The government has announced plans to cut the privileges and benefits of newly elected Members of Parliament (MPs) as part of a broader effort to reduce the high costs of running Parliament. The initiative, led by a committee chaired by a retired Sri Lanka Administrative Service officer, aims to propose reforms that will curtail allowances, perks, and other entitlements currently enjoyed by MPs.
This move comes in light of the annual Parliamentary budget, which ranges from Rs. 4–5 billion, with over Rs. 1 billion allocated solely to salaries, allowances, and other perks for MPs. The committee is tasked with examining the current benefits package and submitting proposals to Parliament for legislative approval.

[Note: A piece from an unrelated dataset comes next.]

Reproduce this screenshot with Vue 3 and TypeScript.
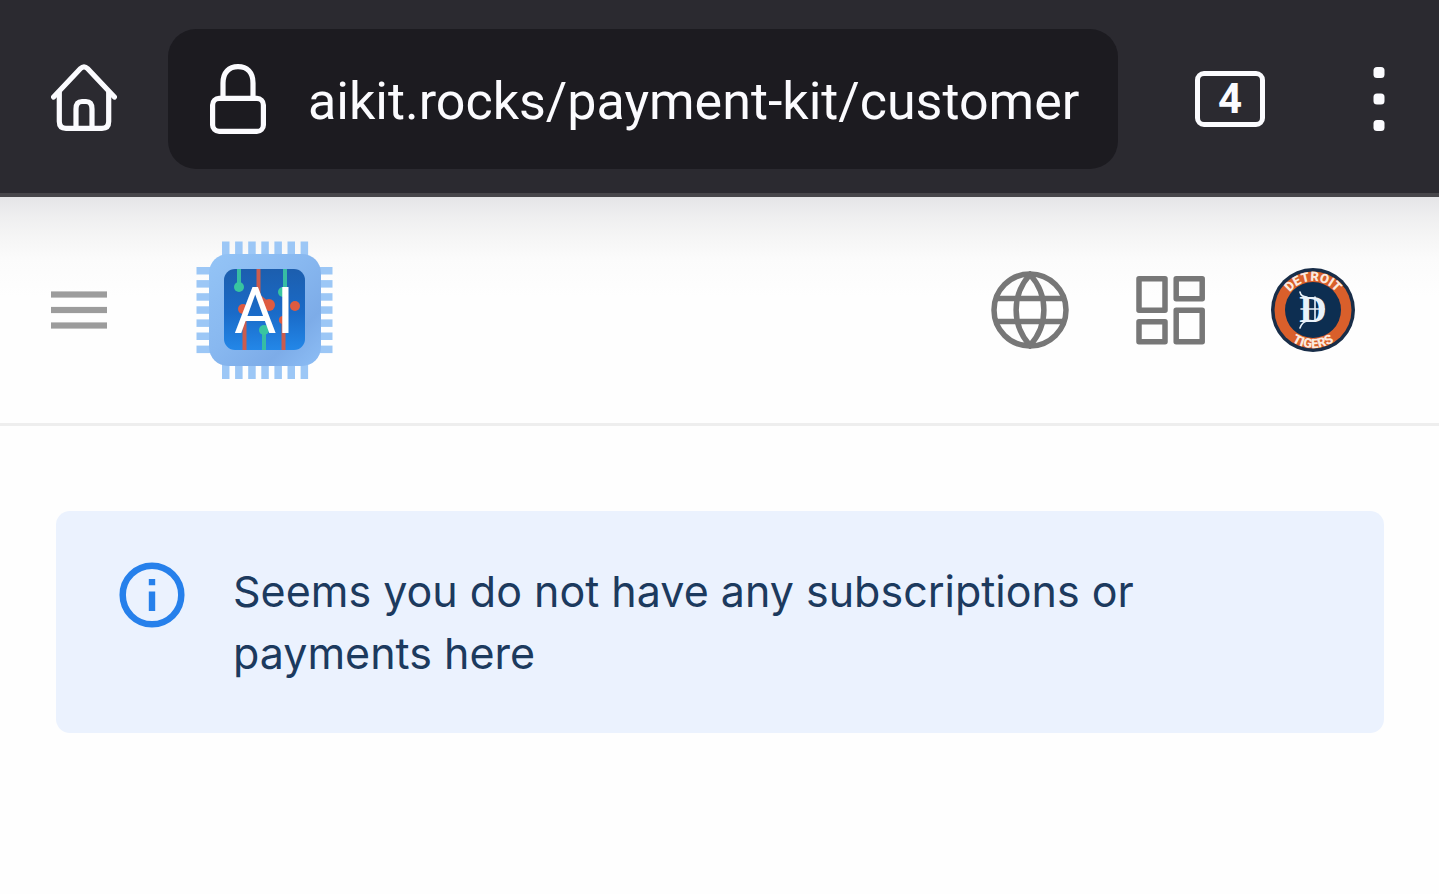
<script setup lang="ts">
import { ref } from 'vue'

const address = ref('aikit.rocks/payment-kit/customer')
const openTabs = ref(4)
const message = 'Seems you do not have any subscriptions or payments here'
const pins: number[] = [0, 1, 2, 3, 4, 5, 6]
</script>

<template>
  <div class="screen">
    <div class="browser-bar">
      <button class="icon-button" type="button" aria-label="Home">
        <svg width="66" height="70" viewBox="0 0 66 70" fill="none" stroke="currentColor" stroke-width="5.200" stroke-linecap="round" stroke-linejoin="round">
          <path d="M2.600 33 L29.5 4.500 Q33 1 36.500 4.500 L63.400 33" />
          <path d="M8.300 28 V57.500 Q8.300 64.300 15 64.300 H51 Q57.700 64.300 57.700 57.500 V28" />
          <path d="M25 63 V45 Q25 37.500 31 37.500 H35 Q41 37.500 41 45 V63" />
        </svg>
      </button>
      <label class="address">
        <svg width="56" height="70" viewBox="0 0 56 70" fill="none" stroke="currentColor" stroke-width="5.200">
          <rect x="2.600" y="34.400" width="50.800" height="33" rx="6.500" />
          <path d="M13 34 V19 C13 8.500 19 2.600 28 2.600 S43 8.500 43 19 V34" />
        </svg>
        <input v-model="address" class="address-input" type="text" aria-label="Address" />
      </label>
      <button class="tabs" type="button" aria-label="Open tabs">{{ openTabs }}</button>
      <button class="icon-button" type="button" aria-label="Browser menu">
        <svg width="12" height="64" viewBox="0 0 12 64" fill="currentColor">
          <rect x="0.500" y="0" width="11" height="11" rx="3.500" />
          <rect x="0.500" y="26.500" width="11" height="11" rx="3.500" />
          <rect x="0.500" y="53" width="11" height="11" rx="3.500" />
        </svg>
      </button>
    </div>

    <header class="site-header">
      <button class="icon-button menu" type="button" aria-label="Menu">
        <svg width="56" height="38" viewBox="0 0 56 38" fill="currentColor">
          <rect y="0.400" width="56" height="6.200" />
          <rect y="15.900" width="56" height="6.200" />
          <rect y="31.400" width="56" height="6.200" />
        </svg>
      </button>
      <a class="logo" href="#" aria-label="AI Kit">
        <svg width="138" height="138" viewBox="0 0 138 138">
          <defs>
            <linearGradient id="chip" x1="0" y1="0" x2="1" y2="1">
              <stop offset="0" stop-color="#94c4f6" />
              <stop offset="0.450" stop-color="#88b8f0" />
              <stop offset="0.750" stop-color="#7dace8" />
              <stop offset="1" stop-color="#8dbef6" />
            </linearGradient>
            <linearGradient id="core" x1="0" y1="0" x2="0" y2="1">
              <stop offset="0" stop-color="#1c5eae" />
              <stop offset="0.550" stop-color="#1a6bc8" />
              <stop offset="1" stop-color="#2387e8" />
            </linearGradient>
          </defs>
          <g fill="#9cc7f6">
            <template v-for="pin in pins" :key="pin">
              <rect :x="26 + pin * 13.1" y="0.500" width="7.500" height="16" />
              <rect :x="26 + pin * 13.1" y="122" width="7.500" height="16" />
              <rect x="0.500" :y="26 + pin * 13.1" width="16" height="7.500" />
              <rect x="120.500" :y="26 + pin * 13.1" width="16" height="7.500" />
            </template>
          </g>
          <rect x="13" y="13" width="112" height="112" rx="19" fill="url(#chip)" />
          <rect x="28" y="28" width="81" height="81" rx="11" fill="url(#core)" />
          <g fill="none" stroke-width="4">
            <path d="M43 28 V44 M89 28 V52 M68 90 V109" stroke="#37bda3" />
            <path d="M62.500 28 V55 L74 64 M48.500 67 V109 M87.500 77 V109" stroke="#cc5c4d" />
          </g>
          <g fill="#38c5a0">
            <circle cx="43" cy="46" r="5" />
            <circle cx="87" cy="51" r="5" />
            <circle cx="68" cy="89" r="5" />
          </g>
          <g fill="#df5b40">
            <circle cx="47" cy="68" r="5" />
            <circle cx="73" cy="64" r="6" />
            <circle cx="99" cy="65" r="5" />
            <circle cx="87" cy="79" r="4" />
          </g>
          <text class="logo-text" x="38" y="92">AI</text>
        </svg>
      </a>
      <nav class="actions" aria-label="Account">
        <button class="icon-button" type="button" aria-label="Language">
          <svg width="78" height="78" viewBox="0 0 78 78" fill="none" stroke="currentColor" stroke-width="5.500">
            <circle cx="39" cy="39" r="36" />
            <path d="M6 27.500 H72 M6 50.500 H72" />
            <path d="M39 3.500 C20.500 24 20.500 54 39 74.500 C57.500 54 57.500 24 39 3.500 Z" />
          </svg>
        </button>
        <button class="icon-button" type="button" aria-label="Apps">
          <svg width="70" height="70" viewBox="0 0 70 70" fill="none" stroke="currentColor" stroke-width="5.500" stroke-linejoin="round">
            <rect x="4" y="3.700" width="26" height="31.500" />
            <rect x="41.200" y="3.700" width="26" height="20" />
            <rect x="4" y="46.700" width="26" height="20" />
            <rect x="41.200" y="35.200" width="26" height="31.500" />
          </svg>
        </button>
        <button class="icon-button" type="button" aria-label="Profile">
          <svg width="84" height="84" viewBox="0 0 84 84">
            <defs>
              <path id="arc-top" d="M13 42 A29 29 0 0 1 71 42" />
              <path id="arc-bottom" d="M4 42 A38 38 0 0 0 80 42" />
            </defs>
            <circle cx="42" cy="42" r="42" fill="#182d48" />
            <circle cx="42" cy="42" r="38.500" fill="#d95f2b" />
            <circle cx="42" cy="42" r="28" fill="#0d2e51" />
            <text class="badge-text"><textPath href="#arc-top" startOffset="50%" text-anchor="middle">DETROIT</textPath></text>
            <text class="badge-text"><textPath href="#arc-bottom" startOffset="50%" text-anchor="middle">TIGERS</textPath></text>
            <text class="badge-letter" x="42" y="54" text-anchor="middle">D</text>
            <g fill="none" stroke="#e9f2fa" stroke-width="1.600" stroke-linecap="round">
              <path d="M29 24 Q30 29 36 29 M29 60 Q31 54 36 53" />
              <path d="M44 29 V53 M30 41 H53" />
            </g>
          </svg>
        </button>
      </nav>
    </header>

    <main class="content">
      <div class="alert" role="alert">
        <svg class="alert-icon" width="66" height="66" viewBox="0 0 66 66">
          <circle cx="33" cy="33" r="29.300" fill="none" stroke="currentColor" stroke-width="6.500" />
          <path d="M29.800 17 H36.200 V23.200 H29.800 Z M29.800 29.500 H36.200 V49 H29.800 Z" fill="currentColor" />
        </svg>
        <p class="alert-message">{{ message }}</p>
      </div>
    </main>
  </div>
</template>

<style>
body {
  margin: 0;
  background: #fefefe;
}
</style>

<style scoped>
.screen {
  min-height: 100vh;
  background: #fefefe;
}

.browser-bar {
  display: flex;
  align-items: center;
  box-sizing: border-box;
  height: 197px;
  padding: 5px 54px 0 51px;
  border-bottom: 4px solid #47464a;
  background: #2b2a30;
  color: #fbfbfe;
}

.icon-button {
  display: flex;
  flex: none;
  padding: 0;
  border: 0;
  background: none;
  color: inherit;
  cursor: pointer;
}

.address {
  display: flex;
  flex: 1;
  align-items: center;
  gap: 42px;
  min-width: 0;
  height: 140px;
  box-sizing: border-box;
  margin: 0 77px 0 51px;
  padding: 0 32px 0 42px;
  border-radius: 28px;
  background: #1c1b20;
}

.address svg {
  flex: none;
}

.address-input {
  flex: 1;
  min-width: 0;
  height: 80px;
  padding: 4px 0 0;
  border: 0;
  outline: 0;
  background: none;
  color: #fbfbfe;
  font: 400 52px Roboto, sans-serif;
}

.tabs {
  flex: none;
  box-sizing: border-box;
  width: 70px;
  height: 56px;
  margin-right: 108px;
  padding: 0;
  border: 5px solid #fbfbfe;
  border-radius: 9px;
  background: none;
  color: #fbfbfe;
  font: 700 42px/46px Roboto, sans-serif;
}

.site-header {
  display: flex;
  align-items: center;
  box-sizing: border-box;
  height: 229px;
  padding: 0 84px 0 51px;
  border-bottom: 3px solid #eeeeee;
  background: linear-gradient(#e5e5e7 0, #eeeeef 18px, #f6f6f6 42px, #fbfbfb 62px, #fefefe 100px);
  color: #777777;
}

.menu {
  color: #9c9c9c;
}

.logo {
  display: flex;
  margin-left: 89px;
}

.logo-text {
  fill: #ffffff;
  font: 400 65px Roboto, sans-serif;
}

.actions {
  display: flex;
  align-items: center;
  gap: 66px;
  margin-left: auto;
}

.badge-text {
  fill: #fbe9df;
  font: 900 13px Roboto, sans-serif;
}

.badge-letter {
  fill: #e9f2fa;
  font: 700 38px "Liberation Serif", serif;
}

.content {
  padding: 85px 55px 0 56px;
}

.alert {
  display: flex;
  align-items: flex-start;
  gap: 48px;
  padding: 49px 63px;
  border-radius: 14px;
  background: #ebf2fe;
}

.alert-icon {
  flex: none;
  margin-top: 2px;
  color: #2680eb;
}

.alert-message {
  margin: 0;
  color: #1c3a5e;
  font: 400 43px/62px Inter, sans-serif;
}
</style>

Currently, the remuneration and benefits of MPs include:
- Monthly Salaries: Ordinary MPs earn between Rs. 54,000–60,000, while the Speaker, Prime Minister, and Cabinet Ministers receive Rs. 100,000–150,000.
- Attendance Allowance: Rs. 2,500 per sitting in the House.
- Office and Entertainment Allowances: Rs. 100,000 and Rs. 1,000 per month, respectively.
- Driver Allowance: Rs. 3,500 monthly for MPs without government-provided drivers.
- Fuel Allowances: Adjusted based on the distance from the MP’s constituency to Parliament.
- Telephone Allowance: Rs. 50,000 per month.
- Staff Transport Allowance: Rs. 10,000 per month.
- Postal Allowance: Rs. 350,000 annually for free postage.
Additional perks include concessional car loans, fuel subsidies, and government-funded healthcare for MPs and their families. Those not utilizing government housing receive a housing allowance, while pension benefits are available after serving in Parliament. MPs also enjoy concessional air travel for personal trips.
These benefits have faced scrutiny for being disproportionately generous in comparison to the country’s economic constraints. The reforms will focus on scaling back allowances, particularly vehicle, housing, and telephone benefits, while aiming to introduce a more sustainable and cost-effective system of support for MPs.
The proposed changes reflect growing public demand for accountability and austerity in governance, as the government seeks to align Parliamentary operations with the nation’s financial realities.